What is known at this stage about his enlistment is that he was transferred after signing up at Howden to Glasgow RFA No 6 Depot, as his army number was given to him there on the 16th January. We do not know for certain where he was for the next few months training, (his service number suggests Glasgow was his starting point only) but we do know that he was assigned to the Royal Field Artillery 154th Howitzer Brigade, B Battery as a 'Driver', (the rank of Private was not used in the RFA). The 154th, an East London Brigade, was not raised until around May 1915 and we believe he travelled initially to Woolwich No 4 depot, to train with this new brigade and then on to Bordon, No 7 Reserve Brigade TF. He left for France on the 25th November 1915 from Bordon, via ship from Southampton.
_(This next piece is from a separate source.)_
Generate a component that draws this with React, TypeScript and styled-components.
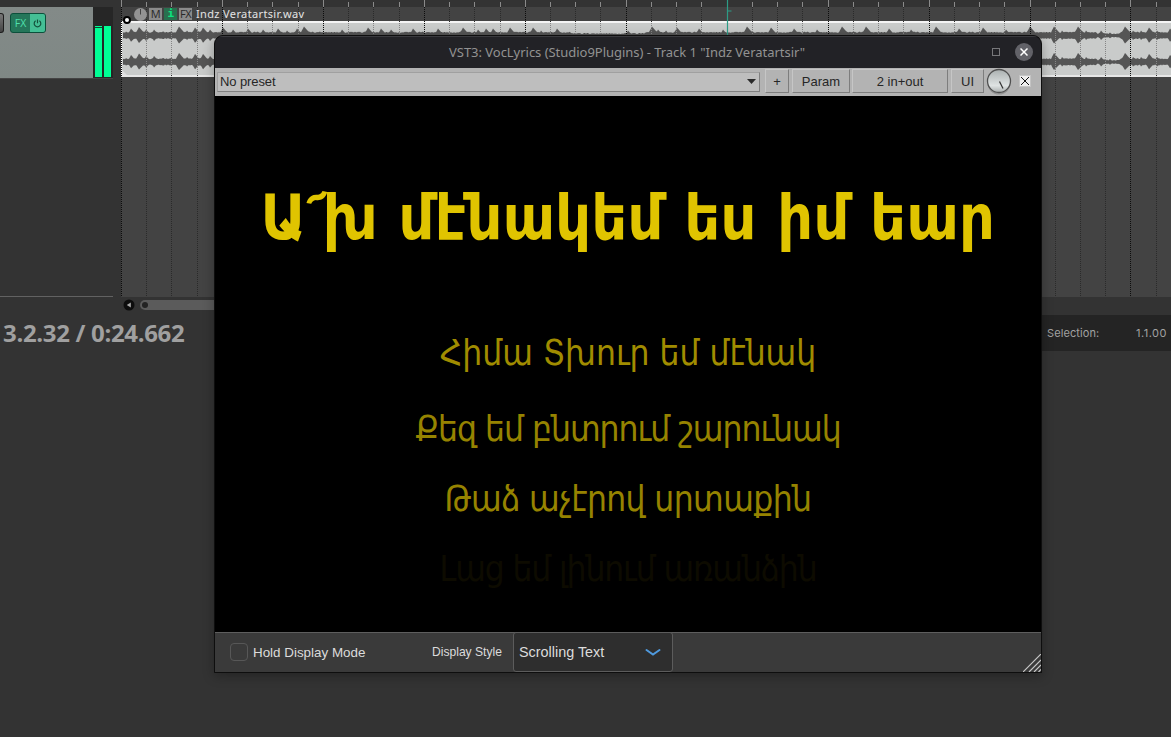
import React from "react";
import styled, { createGlobalStyle } from "styled-components";

const Global = createGlobalStyle`
  * { box-sizing: border-box; }
  body { margin: 0; background: #333; overflow: hidden; }
`;

const Desktop = styled.div`
  position: relative;
  width: 1171px;
  height: 737px;
  background: #333333;
  overflow: hidden;
  font-family: "Liberation Sans", Arial, sans-serif;
`;
const Workspace = styled.div`
  display: grid;
  grid-template-columns: 121px 1fr;
  height: 297px;
`;
const TrackColumn = styled.div`
  display: flex;
  flex-direction: column;
  width: 113px;
  padding-top: 7px;
  border-bottom: 1px solid #626262;
`;
const TrackPanel = styled.div`
  display: flex;
  height: 72px;
  background: #262626;
  border-bottom: 1px solid #444;
`;
const TrackFace = styled.div`
  display: flex;
  align-items: flex-start;
  width: 93px;
  padding-top: 6px;
  background: linear-gradient(#838a88, #7f8885);
`;
const KnobEdge = styled.div`
  width: 4px;
  height: 20px;
  margin-right: 6px;
  border: 1px solid #1d1d1d;
  border-left: 0;
  border-radius: 0 3px 3px 0;
  background: linear-gradient(#777, #444);
`;
const FxGroup = styled.div`
  display: flex;
  width: 36px;
  height: 20px;
  border: 1px solid #0c4f3b;
  border-radius: 3px;
  overflow: hidden;
  background: #25765a;
`;
const FxLabel = styled.div`
  width: 19px;
  text-align: center;
  font: 10.5px/18px "Open Sans", sans-serif;
  color: #4fe0ac;
`;
const FxPower = styled.div`
  display: flex;
  flex: 1;
  align-items: center;
  justify-content: center;
  background: #44bf95;
`;
const Meter = styled.div`
  display: flex;
  gap: 2px;
  padding: 19px 2px 1px;
`;
const MeterBar = styled.div<{ $peak?: boolean }>`
  width: 7px;
  background: #00ff95;
  border-top: ${(p) => (p.$peak ? "1px solid #00ff95" : "0")};
  box-shadow: ${(p) => (p.$peak ? "inset 0 1px 0 #104430" : "none")};
`;
const Arrange = styled.div`
  display: grid;
  grid-template-rows: 7px 14px 56px 1fr;
  position: relative;
  background: #434343;
`;
const Ruler = styled.div`
  background: #333;
`;
const ItemHeader = styled.div`
  display: flex;
  align-items: center;
  gap: 2px;
  position: relative;
  z-index: 1;
  padding-left: 13px;
`;
const ItemButton = styled.div<{ $on?: boolean }>`
  width: 13px;
  height: 12px;
  background: ${(p) => (p.$on ? "#28704f" : "#8b8b8b")};
  color: ${(p) => (p.$on ? "#0be57e" : "#292929")};
  font: ${(p) => (p.$on ? "bold 11px/12px 'DejaVu Sans Mono'" : "11px/12px 'Open Sans'")}, sans-serif;
  text-align: center;
  letter-spacing: -0.5px;
`;
const ItemName = styled.div`
  margin-left: 2px;
  font: 11px/14px "Noto Sans", sans-serif;
  letter-spacing: 0.36px;
  color: #e4e4e4;
  white-space: nowrap;
`;
const Item = styled.div`
  background: #c9cbca;
  border-top: 2px solid #f4f4f4;
  border-bottom: 2px solid #e6e6e6;
  svg { display: block; }
`;
const GridOverlay = styled.svg`
  position: absolute;
  left: 0;
  top: 0;
`;
const AnchorDot = styled.div`
  position: absolute;
  left: 2px;
  top: 16px;
  width: 8px;
  height: 8px;
  border: 2px solid #000;
  border-radius: 50%;
  background: #fff;
`;
const ScrollRow = styled.div`
  display: flex;
  align-items: center;
  height: 16px;
  padding-left: 123px;
  gap: 5px;
`;
const ScrollTrack = styled.div`
  display: flex;
  align-items: center;
  flex: 1;
  height: 10px;
  margin-right: 140px;
  padding-left: 2px;
  border-radius: 5px;
  background: #5b5b5b;
`;
const ScrollGrip = styled.div`
  width: 6px;
  height: 6px;
  border-radius: 50%;
  background: #232323;
`;
const Transport = styled.div`
  display: flex;
  justify-content: space-between;
  align-items: center;
  margin-top: 2px;
  height: 36px;
`;
const Clock = styled.div`
  padding-left: 3px;
  font: bold 24px/36px "Open Sans", "Noto Sans", sans-serif;
  letter-spacing: -0.33px;
  color: #a0a0a0;
  white-space: nowrap;
`;
const Selection = styled.div`
  display: flex;
  justify-content: space-between;
  width: 131px;
  padding: 0 4px 0 7px;
  background: #242424;
  font: 11px/36px Inter, sans-serif;
  letter-spacing: 0.1px;
  color: #a2a2a2;
`;
const SelectionValue = styled.span`
  letter-spacing: 0.5px;
`;
const PluginWindow = styled.div`
  position: absolute;
  left: 214px;
  top: 35px;
  width: 828px;
  height: 638px;
  display: flex;
  flex-direction: column;
  border: 1px solid #0e0e0e;
  border-radius: 9px 9px 0 0;
  background: #000;
  box-shadow: 0 3px 12px rgba(0, 0, 0, 0.3);
  overflow: hidden;
`;
const TitleBar = styled.div`
  display: flex;
  align-items: center;
  height: 32px;
  padding: 0 8px 1px 0;
  background: #222226;
  border-top: 1px solid #3a3a3e;
`;
const Title = styled.div`
  flex: 1;
  padding-left: 234px;
  font: 13px/28px "Noto Sans", sans-serif;
  letter-spacing: -0.03px;
  color: #929292;
  white-space: nowrap;
`;
const Maximize = styled.div`
  width: 8px;
  height: 8px;
  margin-right: 15px;
  border: 1px solid #77777a;
`;
const CloseButton = styled.div`
  display: flex;
  align-items: center;
  justify-content: center;
  width: 18px;
  height: 18px;
  border-radius: 50%;
  background: #626268;
`;
const ToolBar = styled.div`
  display: flex;
  align-items: center;
  height: 28px;
  padding: 0 10px 2px 2px;
  background: #b3b3b3;
`;
const Preset = styled.div`
  display: flex;
  justify-content: space-between;
  align-items: center;
  width: 543px;
  height: 20px;
  margin: 1px 5px 0 0;
  padding: 0 3px 0 2px;
  border: 1px solid #a0a0a0;
  border-bottom-color: #808080;
  border-right-color: #808080;
  background: #bebebe;
  font-size: 13px;
  letter-spacing: -0.1px;
  color: #262626;
`;
const ToolButton = styled.div<{ $w: number; $gap: number }>`
  width: ${(p) => p.$w}px;
  height: 24px;
  margin-right: ${(p) => p.$gap}px;
  border: 1px solid;
  border-color: #c6c6c6 #7d7d7d #7d7d7d #c6c6c6;
  font-size: 13px;
  line-height: 24px;
  text-align: center;
  color: #262626;
  white-space: nowrap;
`;
const BypassBox = styled.svg`
  margin-left: 7px;
`;
const Lyrics = styled.div`
  display: flex;
  flex-direction: column;
  align-items: center;
  height: 536px;
  padding-top: 82px;
  background: #000;
  font-family: "DejaVu Sans Condensed", "DejaVu Sans", sans-serif;
`;
const Line = styled.div<{ $gap: number; $color: string; $ls: number }>`
  margin-top: ${(p) => p.$gap}px;
  font-size: 35px;
  line-height: 50px;
  letter-spacing: ${(p) => p.$ls}px;
  color: ${(p) => p.$color};
  white-space: nowrap;
`;
const CurrentLine = styled.div`
  font-size: 62px;
  line-height: 80px;
  font-weight: 700;
  letter-spacing: 0.3px;
  word-spacing: 1px;
  color: #e0c400;
  white-space: nowrap;
`;
const Accent = styled.span`
  display: inline-block;
  margin: 0 -3px 0 -2px;
  transform: translate(-3px, -1px) scale(0.85, 0.8) rotate(12deg);
`;
const Footer = styled.div`
  display: flex;
  align-items: center;
  position: relative;
  height: 40px;
  padding: 0 0 1px 15px;
  background: #3a3a3a;
  border-top: 1px solid #5e5e5e;
  color: #dcdcdc;
`;
const CheckBox = styled.div`
  width: 18px;
  height: 18px;
  margin-right: 5px;
  border: 1px solid #575757;
  border-radius: 4px;
`;
const FooterLabel = styled.div<{ $size: number; $w: number }>`
  width: ${(p) => p.$w}px;
  font-size: ${(p) => p.$size}px;
  white-space: nowrap;
`;
const Select = styled.div`
  display: flex;
  align-items: center;
  justify-content: space-between;
  width: 160px;
  height: 40px;
  border: 1px solid #5c5c5c;
  padding: 0 11px 0 5px;
  border-radius: 3px;
  background: #2e2e2e;
  font-size: 14.4px;
`;
const Resizer = styled.svg`
  position: absolute;
  right: 0;
  bottom: 0;
`;

/* transient position, height above the floor level */
const peaks: [number, number][] = [
  [126, 4], [131, 7], [139, 8.5], [146, 6], [154, 6], [163, 4], [171, 4], [179, 9], [187, 5], [195, 8], [203, 8], [210, 6],
  [223, 8], [233, 6], [248, 7], [263, 6], [278, 7], [287, 5], [297, 7], [304, 9], [320, 4], [342, 6], [368, 8], [381, 7],
  [391, 6], [413, 7], [438, 7], [463, 8], [478, 6], [486, 7], [493, 7], [510, 8], [533, 8], [541, 5], [557, 7], [628, 5],
  [652, 9], [658, 6], [666, 5], [677, 8], [699, 7], [723, 6], [747, 9], [771, 8], [794, 7], [817, 6], [842, 9], [866, 9],
  [889, 7], [911, 6], [936, 9], [959, 7], [983, 8], [1006, 6], [1030, 9], [1054, 9], [1062, 5], [1078, 9], [1086, 5],
  [1101, 5], [1110, 3], [1125, 9], [1133, 5], [1141, 5], [1149, 8], [1157, 5], [1170, 7],
];
const level = (x: number) => {
  const quiet = (x > 570 && x < 645) || (x > 1096 && x < 1121);
  let a = (quiet ? 1.6 : 2.8) + ((x * 7 + ((x * x) % 11)) % 5) * 0.25;
  for (const [px, h] of peaks) {
    const d = x - px;
    if (d >= 0 && d < 9) a = Math.max(a, h - d * 1.15);
    else if (d < 0 && d > -3) a = Math.max(a, h + d * 1.9);
  }
  return a;
};
const lane = (cy: number) => {
  const up: string[] = [];
  const down: string[] = [];
  for (let x = 123; x <= 1171; x++) {
    const a = level(x);
    up.push(`${x - 121},${(cy - a).toFixed(1)}`);
    down.unshift(`${x - 121},${(cy + a * 0.9).toFixed(1)}`);
  }
  return up.concat(down).join(" ");
};
const beats = Array.from({ length: 42 }, (_, i) => ({ x: Math.round(25.2365 * i) + 0.5, major: i % 4 === 0, cursor: i === 24 }));

function Grid() {
  return (
    <GridOverlay width="1050" height="297">
      {beats.map((b) => (
        <g key={b.x}>
          <line x1={b.x} x2={b.x} y1={b.major ? 0 : 2} y2="7" stroke="#8a8a8a" />
          <line x1={b.x} x2={b.x} y1="7" y2="297" stroke={b.major ? "#0c0c0c" : "#2a2a2a"} strokeDasharray="1 1" />
          {!b.major && <line x1={b.x} x2={b.x} y1="23" y2="75" stroke="#858585" strokeDasharray="1 1" />}
          {b.cursor && <path d={`M${b.x} 0V36M${b.x} 11h4`} stroke="#2d9c86" strokeWidth="1.2" fill="none" />}
        </g>
      ))}
      <line x1="0.5" x2="0.5" y1="22" y2="76" stroke="#fff" strokeDasharray="1 1" />
    </GridOverlay>
  );
}

export default function App() {
  return (
    <Desktop>
      <Global />
      <Workspace>
        <TrackColumn>
          <TrackPanel>
            <TrackFace>
              <KnobEdge />
              <FxGroup>
                <FxLabel>FX</FxLabel>
                <FxPower>
                  <svg width="9" height="9" viewBox="0 0 9 9" fill="none" stroke="#14513c" strokeWidth="1.2">
                    <path d="M2.6 1.8a3.3 3.3 0 1 0 3.8 0M4.5 0.5v3.8" />
                  </svg>
                </FxPower>
              </FxGroup>
            </TrackFace>
            <Meter>
              <MeterBar $peak />
              <MeterBar />
            </Meter>
          </TrackPanel>
        </TrackColumn>
        <Arrange>
          <Ruler />
          <ItemHeader>
            <svg width="13" height="13" viewBox="0 0 13 13">
              <circle cx="6.5" cy="6.5" r="6.5" fill="#939393" />
              <path d="M6.5 1v5.5" stroke="#444" />
            </svg>
            <ItemButton>M</ItemButton>
            <ItemButton $on>i</ItemButton>
            <ItemButton>FX</ItemButton>
            <ItemName>Indz Veratartsir.wav</ItemName>
          </ItemHeader>
          <Item>
            <svg width="1050" height="52">
              <path d="M0 46l6 6H0z" fill="#e0e0e0" />
              <polygon points={lane(12.5)} fill="#555" />
              <polygon points={lane(39)} fill="#555" />
            </svg>
          </Item>
          <Grid />
          <AnchorDot />
        </Arrange>
      </Workspace>
      <ScrollRow>
        <svg width="12" height="12" viewBox="0 0 12 12">
          <circle cx="6" cy="6" r="5.5" fill="#0d0d0d" />
          <path d="M7.8 3.6v4.8L3.8 6z" fill="#aaa" />
        </svg>
        <ScrollTrack>
          <ScrollGrip />
        </ScrollTrack>
      </ScrollRow>
      <Transport>
        <Clock>3.2.32 / 0:24.662</Clock>
        <Selection>
          <span>Selection:</span>
          <SelectionValue>1.1.00</SelectionValue>
        </Selection>
      </Transport>

      <PluginWindow>
        <TitleBar>
          <Title>VST3: VocLyrics (Studio9Plugins) - Track 1 "Indz Veratartsir"</Title>
          <Maximize />
          <CloseButton>
            <svg width="8" height="8" viewBox="0 0 8 8" stroke="#fff" strokeWidth="1.5">
              <path d="M0.5 0.5l7 7M7.5 0.5l-7 7" />
            </svg>
          </CloseButton>
        </TitleBar>
        <ToolBar>
          <Preset>
            No preset
            <svg width="9" height="5" viewBox="0 0 9 5">
              <path d="M0 0h9L4.5 5z" fill="#2a2a2a" />
            </svg>
          </Preset>
          <ToolButton $w={24} $gap={3}>+</ToolButton>
          <ToolButton $w={58} $gap={2}>Param</ToolButton>
          <ToolButton $w={96} $gap={3}>2 in+out</ToolButton>
          <ToolButton $w={33} $gap={2}>UI</ToolButton>
          <svg width="26" height="28" viewBox="0 0 26 28">
            <defs>
              <linearGradient id="dial" x1="0" y1="0" x2="0" y2="1">
                <stop offset="0" stopColor="#aab0b0" />
                <stop offset="0.7" stopColor="#dfe3e3" />
                <stop offset="1" stopColor="#a8adad" />
              </linearGradient>
            </defs>
            <circle cx="13" cy="16" r="11.5" fill="#929292" />
            <circle cx="13" cy="14" r="11.5" fill="url(#dial)" stroke="#505050" strokeWidth="1.3" />
            <path d="M13.5 14.5l3.500 7" stroke="#333" strokeWidth="1.3" />
          </svg>
          <BypassBox width="12" height="12" viewBox="0 0 12 12">
            <rect x="0.5" y="0.5" width="11" height="11" fill="#eee" stroke="#c4c4c4" />
            <path d="M2 2l8 8M10 2l-8 8" stroke="#111" />
          </BypassBox>
        </ToolBar>
        <Lyrics>
          <CurrentLine>
            Ա<Accent>՜</Accent>խ մէնակեմ ես իմ եար
          </CurrentLine>
          <Line $gap={70} $ls={0} $color="#a08c00">Հիմա Տխուր եմ մէնակ</Line>
          <Line $gap={26} $ls={-1} $color="#968300">Քեզ եմ բնտրում շարունակ</Line>
          <Line $gap={20} $ls={-0.6} $color="#968300">Թաձ աչէրով սրտաքին</Line>
          <Line $gap={20} $ls={-1.1} $color="#0d0b00">Լաց եմ լինում առանձին</Line>
        </Lyrics>
        <Footer>
          <CheckBox />
          <FooterLabel $size={13.4} $w={179}>Hold Display Mode</FooterLabel>
          <FooterLabel $size={12.1} $w={81}>Display Style</FooterLabel>
          <Select>
            Scrolling Text
            <svg width="16" height="8" viewBox="0 0 16 8" fill="none" stroke="#4f9ade" strokeWidth="2">
              <path d="M1.500 2l6.500 4.500 6.500-4.500" strokeLinecap="round" />
            </svg>
          </Select>
          <Resizer width="18" height="18" viewBox="0 0 18 18" stroke="#c8c8c8" strokeWidth="1.2">
            <path d="M0 18L18 0M6 18L18 6M11 18l7-7M15.5 18l2.500-2.500" />
          </Resizer>
        </Footer>
      </PluginWindow>
    </Desktop>
  );
}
The 154th Brigade R.F.A. were formed by the British Empire League, of which one of the moving spirits was General Sir Bindon Blood. They were recruited chiefly from Croydon, Norbury, and Sydenham so it is likely many of Harry's fellow soldiers were Cockneys who know doubt found his broad Yorkshire accent as unintelligible as he found theirs!
William Henry, (known as "Harry") enlisted at Howden, in the East Riding of Yorkshire on the 13th January 1915, at the age of 18 years and 181 days. His employment on the 1911 census suggests he was living and working as a "horseman on a farm" along with his elder half-brother Herbert at Blacktoft House, Blacktoft, the village in which he grew up. Family background.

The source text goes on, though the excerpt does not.